───── RECORDS FOR THE EXERCISE
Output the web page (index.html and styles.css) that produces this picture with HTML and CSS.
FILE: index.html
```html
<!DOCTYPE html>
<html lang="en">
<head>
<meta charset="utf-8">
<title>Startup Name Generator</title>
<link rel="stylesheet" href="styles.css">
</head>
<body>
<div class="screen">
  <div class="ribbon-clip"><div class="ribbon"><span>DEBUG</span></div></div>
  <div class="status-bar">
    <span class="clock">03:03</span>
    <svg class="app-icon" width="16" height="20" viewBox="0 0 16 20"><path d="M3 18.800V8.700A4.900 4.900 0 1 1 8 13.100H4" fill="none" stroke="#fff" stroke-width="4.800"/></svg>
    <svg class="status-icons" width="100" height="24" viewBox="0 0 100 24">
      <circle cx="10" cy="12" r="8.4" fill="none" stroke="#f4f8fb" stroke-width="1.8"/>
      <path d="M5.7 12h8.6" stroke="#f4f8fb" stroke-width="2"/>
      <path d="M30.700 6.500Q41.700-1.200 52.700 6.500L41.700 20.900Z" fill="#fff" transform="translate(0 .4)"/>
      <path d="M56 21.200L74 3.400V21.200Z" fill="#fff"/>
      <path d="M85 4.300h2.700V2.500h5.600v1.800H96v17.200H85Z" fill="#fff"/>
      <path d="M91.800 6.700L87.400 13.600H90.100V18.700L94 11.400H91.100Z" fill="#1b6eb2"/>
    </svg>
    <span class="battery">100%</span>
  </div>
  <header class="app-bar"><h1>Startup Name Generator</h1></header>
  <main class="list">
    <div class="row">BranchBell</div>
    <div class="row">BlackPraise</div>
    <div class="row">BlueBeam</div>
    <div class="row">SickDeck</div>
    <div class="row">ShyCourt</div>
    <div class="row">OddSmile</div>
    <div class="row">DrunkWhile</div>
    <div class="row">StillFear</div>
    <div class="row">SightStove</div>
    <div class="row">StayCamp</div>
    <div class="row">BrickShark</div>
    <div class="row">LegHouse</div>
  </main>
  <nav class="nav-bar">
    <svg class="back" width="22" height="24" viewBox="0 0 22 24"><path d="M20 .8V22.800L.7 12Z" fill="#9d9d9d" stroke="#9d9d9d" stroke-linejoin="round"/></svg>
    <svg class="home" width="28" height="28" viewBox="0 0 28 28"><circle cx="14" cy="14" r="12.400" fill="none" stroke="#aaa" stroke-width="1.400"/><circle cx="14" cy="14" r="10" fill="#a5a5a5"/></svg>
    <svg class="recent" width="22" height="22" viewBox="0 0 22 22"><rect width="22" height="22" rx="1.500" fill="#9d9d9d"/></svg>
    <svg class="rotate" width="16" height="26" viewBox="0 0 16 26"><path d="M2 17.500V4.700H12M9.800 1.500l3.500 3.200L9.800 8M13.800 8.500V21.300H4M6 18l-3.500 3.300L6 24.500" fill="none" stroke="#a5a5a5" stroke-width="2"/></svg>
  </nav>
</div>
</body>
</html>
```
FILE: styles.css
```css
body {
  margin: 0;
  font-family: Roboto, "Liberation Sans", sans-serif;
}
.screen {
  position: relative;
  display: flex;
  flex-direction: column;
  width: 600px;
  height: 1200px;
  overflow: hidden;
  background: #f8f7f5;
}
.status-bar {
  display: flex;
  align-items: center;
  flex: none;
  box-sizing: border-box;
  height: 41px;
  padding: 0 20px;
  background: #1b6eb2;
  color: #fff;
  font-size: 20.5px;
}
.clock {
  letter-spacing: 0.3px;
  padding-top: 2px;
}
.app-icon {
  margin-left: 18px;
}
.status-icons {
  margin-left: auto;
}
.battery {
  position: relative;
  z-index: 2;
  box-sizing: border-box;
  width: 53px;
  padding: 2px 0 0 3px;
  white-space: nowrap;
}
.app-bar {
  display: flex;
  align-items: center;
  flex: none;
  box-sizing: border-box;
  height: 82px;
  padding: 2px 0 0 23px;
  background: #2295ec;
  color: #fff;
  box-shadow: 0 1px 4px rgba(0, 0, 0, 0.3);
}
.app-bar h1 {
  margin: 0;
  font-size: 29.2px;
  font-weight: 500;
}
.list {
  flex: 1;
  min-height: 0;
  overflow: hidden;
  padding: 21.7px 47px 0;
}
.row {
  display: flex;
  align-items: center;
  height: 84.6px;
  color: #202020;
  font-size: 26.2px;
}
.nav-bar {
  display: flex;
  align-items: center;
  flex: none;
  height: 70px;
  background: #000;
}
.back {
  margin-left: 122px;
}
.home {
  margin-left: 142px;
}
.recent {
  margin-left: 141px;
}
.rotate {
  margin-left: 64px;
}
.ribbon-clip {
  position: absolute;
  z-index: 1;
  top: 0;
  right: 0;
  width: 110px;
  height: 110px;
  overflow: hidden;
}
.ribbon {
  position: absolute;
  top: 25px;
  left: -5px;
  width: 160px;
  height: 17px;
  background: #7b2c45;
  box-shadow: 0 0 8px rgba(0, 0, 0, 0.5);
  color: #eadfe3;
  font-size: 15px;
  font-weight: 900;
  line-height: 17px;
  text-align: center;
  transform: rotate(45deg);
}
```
──────────
───── RECORDS FOR THE EXERCISE
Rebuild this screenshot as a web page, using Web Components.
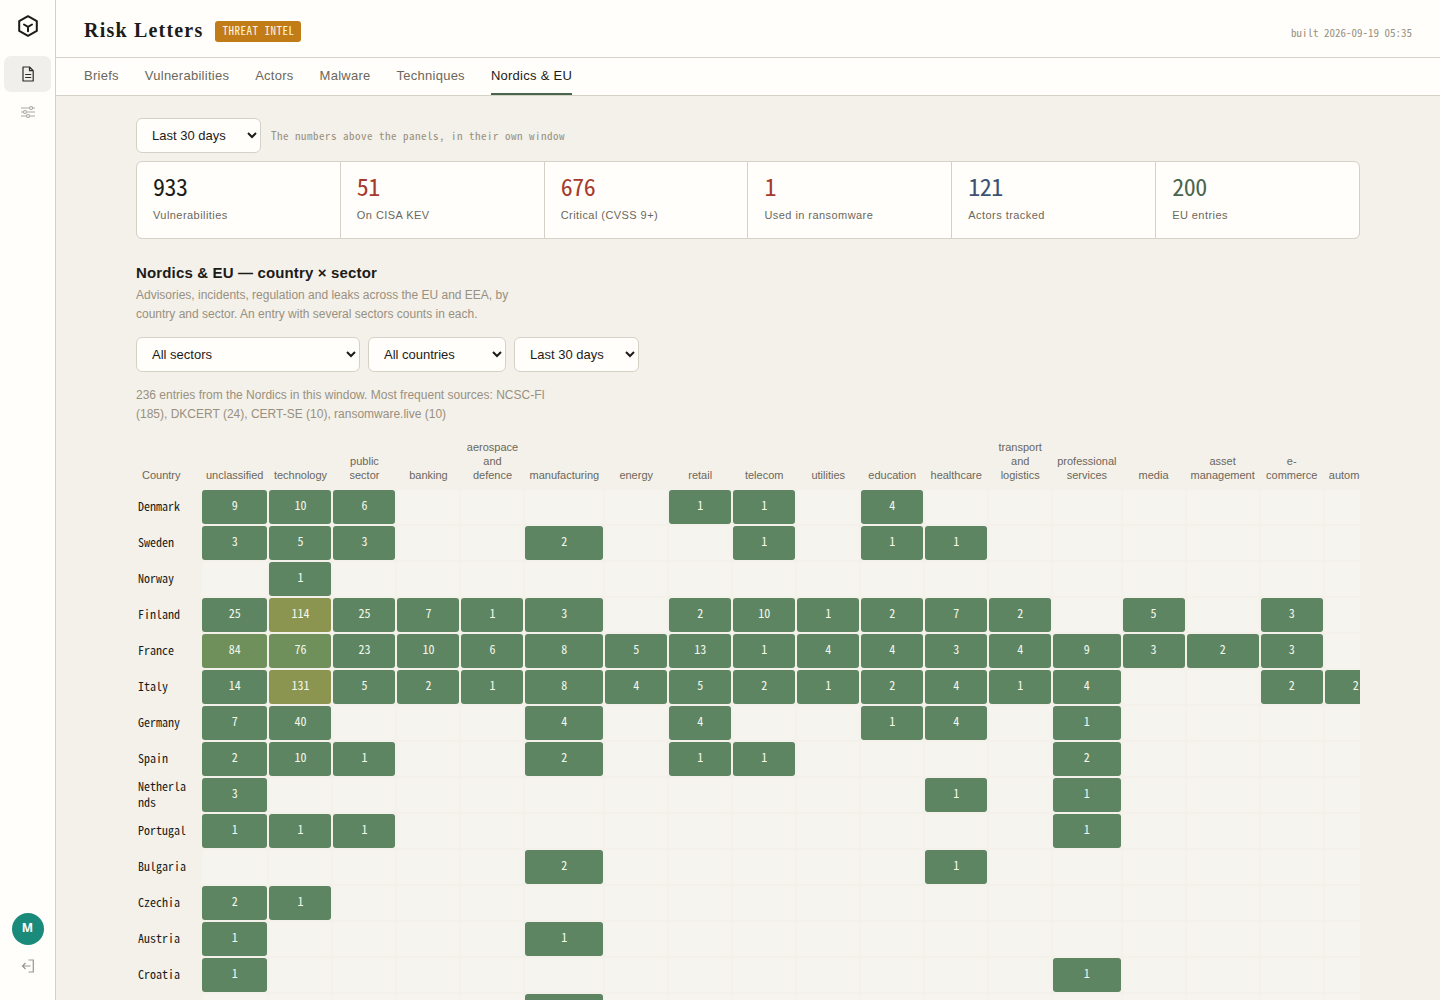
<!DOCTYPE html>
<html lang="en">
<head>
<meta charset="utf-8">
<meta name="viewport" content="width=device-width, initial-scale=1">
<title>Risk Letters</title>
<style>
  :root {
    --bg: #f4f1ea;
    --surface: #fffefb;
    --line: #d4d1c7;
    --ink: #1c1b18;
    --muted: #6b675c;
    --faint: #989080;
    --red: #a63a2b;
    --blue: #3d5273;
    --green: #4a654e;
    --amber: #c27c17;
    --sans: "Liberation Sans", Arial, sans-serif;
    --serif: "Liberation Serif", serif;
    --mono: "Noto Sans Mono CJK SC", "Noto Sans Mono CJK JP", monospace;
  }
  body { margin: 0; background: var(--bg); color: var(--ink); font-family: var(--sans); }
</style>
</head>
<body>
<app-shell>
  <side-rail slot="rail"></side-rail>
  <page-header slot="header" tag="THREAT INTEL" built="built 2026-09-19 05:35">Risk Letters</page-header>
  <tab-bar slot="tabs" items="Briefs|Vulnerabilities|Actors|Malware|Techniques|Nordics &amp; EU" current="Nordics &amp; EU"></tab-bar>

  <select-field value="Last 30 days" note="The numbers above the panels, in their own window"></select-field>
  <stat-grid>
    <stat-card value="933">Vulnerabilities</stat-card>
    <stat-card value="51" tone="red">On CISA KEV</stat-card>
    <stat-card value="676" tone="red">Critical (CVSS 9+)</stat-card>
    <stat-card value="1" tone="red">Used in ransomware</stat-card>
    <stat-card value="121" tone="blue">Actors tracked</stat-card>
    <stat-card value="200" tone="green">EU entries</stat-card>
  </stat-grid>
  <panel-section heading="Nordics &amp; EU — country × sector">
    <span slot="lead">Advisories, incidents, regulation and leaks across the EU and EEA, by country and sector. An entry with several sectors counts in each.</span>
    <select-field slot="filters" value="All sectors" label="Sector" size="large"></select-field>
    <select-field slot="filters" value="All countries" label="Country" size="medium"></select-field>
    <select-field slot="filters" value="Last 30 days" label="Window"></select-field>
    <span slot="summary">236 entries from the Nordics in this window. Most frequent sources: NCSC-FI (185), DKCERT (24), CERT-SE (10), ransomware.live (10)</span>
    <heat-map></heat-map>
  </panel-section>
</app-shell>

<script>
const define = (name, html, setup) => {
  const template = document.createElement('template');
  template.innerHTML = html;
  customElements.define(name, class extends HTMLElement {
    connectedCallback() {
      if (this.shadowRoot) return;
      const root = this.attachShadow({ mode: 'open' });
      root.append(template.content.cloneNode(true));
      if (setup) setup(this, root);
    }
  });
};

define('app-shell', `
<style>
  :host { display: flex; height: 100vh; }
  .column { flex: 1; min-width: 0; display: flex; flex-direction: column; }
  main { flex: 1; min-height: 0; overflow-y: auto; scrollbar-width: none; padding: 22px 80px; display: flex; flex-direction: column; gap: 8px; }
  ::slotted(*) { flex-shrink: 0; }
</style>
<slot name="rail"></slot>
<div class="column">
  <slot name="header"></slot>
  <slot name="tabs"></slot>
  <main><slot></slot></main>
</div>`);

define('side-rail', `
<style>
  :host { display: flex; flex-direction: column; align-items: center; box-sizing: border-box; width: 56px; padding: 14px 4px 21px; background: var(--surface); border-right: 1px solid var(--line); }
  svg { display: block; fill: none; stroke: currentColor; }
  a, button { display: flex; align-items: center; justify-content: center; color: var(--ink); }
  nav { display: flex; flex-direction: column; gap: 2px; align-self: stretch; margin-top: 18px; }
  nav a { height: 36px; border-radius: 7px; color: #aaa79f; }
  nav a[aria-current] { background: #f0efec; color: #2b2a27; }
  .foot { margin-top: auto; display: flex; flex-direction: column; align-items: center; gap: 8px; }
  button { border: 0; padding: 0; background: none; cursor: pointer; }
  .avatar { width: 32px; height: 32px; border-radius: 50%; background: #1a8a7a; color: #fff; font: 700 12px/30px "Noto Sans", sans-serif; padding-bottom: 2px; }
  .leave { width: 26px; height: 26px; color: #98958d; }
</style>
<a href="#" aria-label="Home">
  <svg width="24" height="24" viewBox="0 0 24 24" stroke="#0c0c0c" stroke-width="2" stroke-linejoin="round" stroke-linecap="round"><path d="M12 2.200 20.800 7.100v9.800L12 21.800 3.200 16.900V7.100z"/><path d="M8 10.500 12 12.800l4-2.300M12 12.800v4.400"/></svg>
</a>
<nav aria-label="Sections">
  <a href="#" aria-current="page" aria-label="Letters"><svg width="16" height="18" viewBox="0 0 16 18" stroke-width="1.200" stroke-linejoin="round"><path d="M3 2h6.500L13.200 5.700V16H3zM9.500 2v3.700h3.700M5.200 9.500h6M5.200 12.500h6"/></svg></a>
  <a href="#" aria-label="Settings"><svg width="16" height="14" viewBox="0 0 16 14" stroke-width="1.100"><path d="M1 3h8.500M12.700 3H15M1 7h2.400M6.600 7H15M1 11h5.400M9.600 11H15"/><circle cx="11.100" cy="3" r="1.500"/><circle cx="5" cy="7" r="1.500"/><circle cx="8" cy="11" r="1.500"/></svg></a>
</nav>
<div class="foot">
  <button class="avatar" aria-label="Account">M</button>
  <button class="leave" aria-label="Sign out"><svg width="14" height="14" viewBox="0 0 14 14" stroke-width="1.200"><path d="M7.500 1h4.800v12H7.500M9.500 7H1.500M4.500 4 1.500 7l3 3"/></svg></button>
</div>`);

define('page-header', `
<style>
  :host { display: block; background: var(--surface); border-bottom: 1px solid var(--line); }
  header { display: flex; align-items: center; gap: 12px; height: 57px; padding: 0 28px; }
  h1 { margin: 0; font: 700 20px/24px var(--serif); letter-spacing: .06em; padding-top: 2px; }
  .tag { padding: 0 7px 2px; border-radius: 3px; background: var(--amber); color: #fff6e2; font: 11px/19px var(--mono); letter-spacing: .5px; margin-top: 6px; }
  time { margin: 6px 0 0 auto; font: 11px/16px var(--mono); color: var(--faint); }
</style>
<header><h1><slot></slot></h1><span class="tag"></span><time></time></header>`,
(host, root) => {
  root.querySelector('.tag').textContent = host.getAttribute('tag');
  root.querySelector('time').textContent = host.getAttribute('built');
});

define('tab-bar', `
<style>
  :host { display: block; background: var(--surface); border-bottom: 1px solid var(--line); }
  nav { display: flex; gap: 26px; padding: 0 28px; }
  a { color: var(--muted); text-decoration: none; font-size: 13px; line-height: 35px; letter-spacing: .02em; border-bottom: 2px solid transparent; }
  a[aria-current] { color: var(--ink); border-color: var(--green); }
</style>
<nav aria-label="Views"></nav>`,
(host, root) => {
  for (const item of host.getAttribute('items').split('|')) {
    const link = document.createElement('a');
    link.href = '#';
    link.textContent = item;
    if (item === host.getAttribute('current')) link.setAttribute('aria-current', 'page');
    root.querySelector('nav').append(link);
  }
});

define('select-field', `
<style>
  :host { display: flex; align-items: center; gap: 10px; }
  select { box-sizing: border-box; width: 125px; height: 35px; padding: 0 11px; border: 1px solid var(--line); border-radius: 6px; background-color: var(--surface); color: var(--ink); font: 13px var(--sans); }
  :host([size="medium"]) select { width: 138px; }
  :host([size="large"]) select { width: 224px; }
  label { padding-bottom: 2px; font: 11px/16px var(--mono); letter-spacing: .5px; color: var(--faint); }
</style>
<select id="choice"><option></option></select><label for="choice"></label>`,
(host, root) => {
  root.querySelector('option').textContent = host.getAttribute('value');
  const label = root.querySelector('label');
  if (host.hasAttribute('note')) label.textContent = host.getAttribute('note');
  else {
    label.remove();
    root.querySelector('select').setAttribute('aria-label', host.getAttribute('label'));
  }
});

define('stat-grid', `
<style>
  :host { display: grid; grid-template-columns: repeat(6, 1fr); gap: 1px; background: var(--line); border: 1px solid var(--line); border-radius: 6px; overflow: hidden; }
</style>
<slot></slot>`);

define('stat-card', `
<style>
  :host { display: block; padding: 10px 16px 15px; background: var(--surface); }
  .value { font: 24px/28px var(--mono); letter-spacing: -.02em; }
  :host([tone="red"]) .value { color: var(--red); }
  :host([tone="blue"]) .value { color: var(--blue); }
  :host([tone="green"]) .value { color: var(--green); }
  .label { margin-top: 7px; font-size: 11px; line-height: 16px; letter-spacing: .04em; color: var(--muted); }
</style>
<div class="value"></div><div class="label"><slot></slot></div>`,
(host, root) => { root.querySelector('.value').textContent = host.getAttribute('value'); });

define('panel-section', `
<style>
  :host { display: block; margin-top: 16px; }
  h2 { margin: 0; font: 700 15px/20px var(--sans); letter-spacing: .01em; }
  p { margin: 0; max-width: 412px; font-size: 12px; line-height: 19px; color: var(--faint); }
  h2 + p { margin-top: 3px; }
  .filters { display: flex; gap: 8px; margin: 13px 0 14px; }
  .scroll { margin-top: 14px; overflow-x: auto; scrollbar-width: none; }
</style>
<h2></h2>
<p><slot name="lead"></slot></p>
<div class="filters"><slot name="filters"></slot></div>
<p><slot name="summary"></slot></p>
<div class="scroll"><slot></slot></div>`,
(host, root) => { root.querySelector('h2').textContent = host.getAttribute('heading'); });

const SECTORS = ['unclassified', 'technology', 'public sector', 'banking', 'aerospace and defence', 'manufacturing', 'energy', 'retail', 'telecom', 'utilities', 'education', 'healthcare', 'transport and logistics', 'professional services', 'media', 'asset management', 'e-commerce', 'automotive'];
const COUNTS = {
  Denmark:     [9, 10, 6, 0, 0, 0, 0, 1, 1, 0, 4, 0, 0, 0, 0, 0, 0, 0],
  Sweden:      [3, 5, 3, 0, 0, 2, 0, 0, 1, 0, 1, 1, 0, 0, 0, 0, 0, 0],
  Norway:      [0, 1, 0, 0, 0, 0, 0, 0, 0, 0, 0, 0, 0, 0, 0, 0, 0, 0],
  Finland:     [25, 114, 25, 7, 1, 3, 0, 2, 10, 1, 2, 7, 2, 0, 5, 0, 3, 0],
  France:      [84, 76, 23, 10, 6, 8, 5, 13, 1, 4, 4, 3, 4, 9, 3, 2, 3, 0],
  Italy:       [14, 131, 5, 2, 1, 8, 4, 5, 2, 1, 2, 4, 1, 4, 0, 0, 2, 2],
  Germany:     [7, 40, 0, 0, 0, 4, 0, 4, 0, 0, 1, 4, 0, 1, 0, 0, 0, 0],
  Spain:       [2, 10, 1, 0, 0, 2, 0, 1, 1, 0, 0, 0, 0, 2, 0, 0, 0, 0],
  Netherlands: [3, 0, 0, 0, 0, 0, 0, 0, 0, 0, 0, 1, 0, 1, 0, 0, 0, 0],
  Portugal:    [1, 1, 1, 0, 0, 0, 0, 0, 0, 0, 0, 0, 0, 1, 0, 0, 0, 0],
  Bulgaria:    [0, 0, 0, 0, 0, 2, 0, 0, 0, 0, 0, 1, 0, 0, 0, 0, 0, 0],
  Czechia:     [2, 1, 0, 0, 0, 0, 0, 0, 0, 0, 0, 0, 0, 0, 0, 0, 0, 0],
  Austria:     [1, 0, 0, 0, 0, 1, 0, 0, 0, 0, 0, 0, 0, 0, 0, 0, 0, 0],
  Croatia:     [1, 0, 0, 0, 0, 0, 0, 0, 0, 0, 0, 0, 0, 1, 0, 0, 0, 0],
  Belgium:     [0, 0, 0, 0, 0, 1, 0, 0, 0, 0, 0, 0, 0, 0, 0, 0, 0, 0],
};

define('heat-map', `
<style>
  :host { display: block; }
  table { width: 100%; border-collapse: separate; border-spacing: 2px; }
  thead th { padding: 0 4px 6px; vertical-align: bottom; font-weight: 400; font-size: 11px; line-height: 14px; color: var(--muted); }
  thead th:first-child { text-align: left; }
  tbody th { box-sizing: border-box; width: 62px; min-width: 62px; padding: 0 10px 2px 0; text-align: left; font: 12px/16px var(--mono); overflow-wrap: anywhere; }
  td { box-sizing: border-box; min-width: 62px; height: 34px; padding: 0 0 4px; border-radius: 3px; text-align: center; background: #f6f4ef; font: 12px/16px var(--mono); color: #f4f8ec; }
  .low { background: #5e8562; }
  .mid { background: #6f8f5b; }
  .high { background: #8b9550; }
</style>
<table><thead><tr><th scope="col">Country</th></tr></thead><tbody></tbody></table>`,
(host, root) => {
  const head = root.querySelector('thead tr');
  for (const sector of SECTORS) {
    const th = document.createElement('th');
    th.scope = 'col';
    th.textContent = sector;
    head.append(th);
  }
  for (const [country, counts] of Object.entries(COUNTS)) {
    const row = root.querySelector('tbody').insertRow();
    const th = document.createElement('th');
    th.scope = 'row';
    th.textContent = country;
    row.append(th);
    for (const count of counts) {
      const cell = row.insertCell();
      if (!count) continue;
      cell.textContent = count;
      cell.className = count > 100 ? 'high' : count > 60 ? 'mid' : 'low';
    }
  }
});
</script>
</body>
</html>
──────────
**GIVEN REQUEST:** Go through the entries and return each line where the word "index" appears.

**TASK OUTPUT:**
Output the web page (index.html and styles.css) that produces this picture with HTML and CSS.
FILE: index.html
  z-index: 2;
  z-index: 1;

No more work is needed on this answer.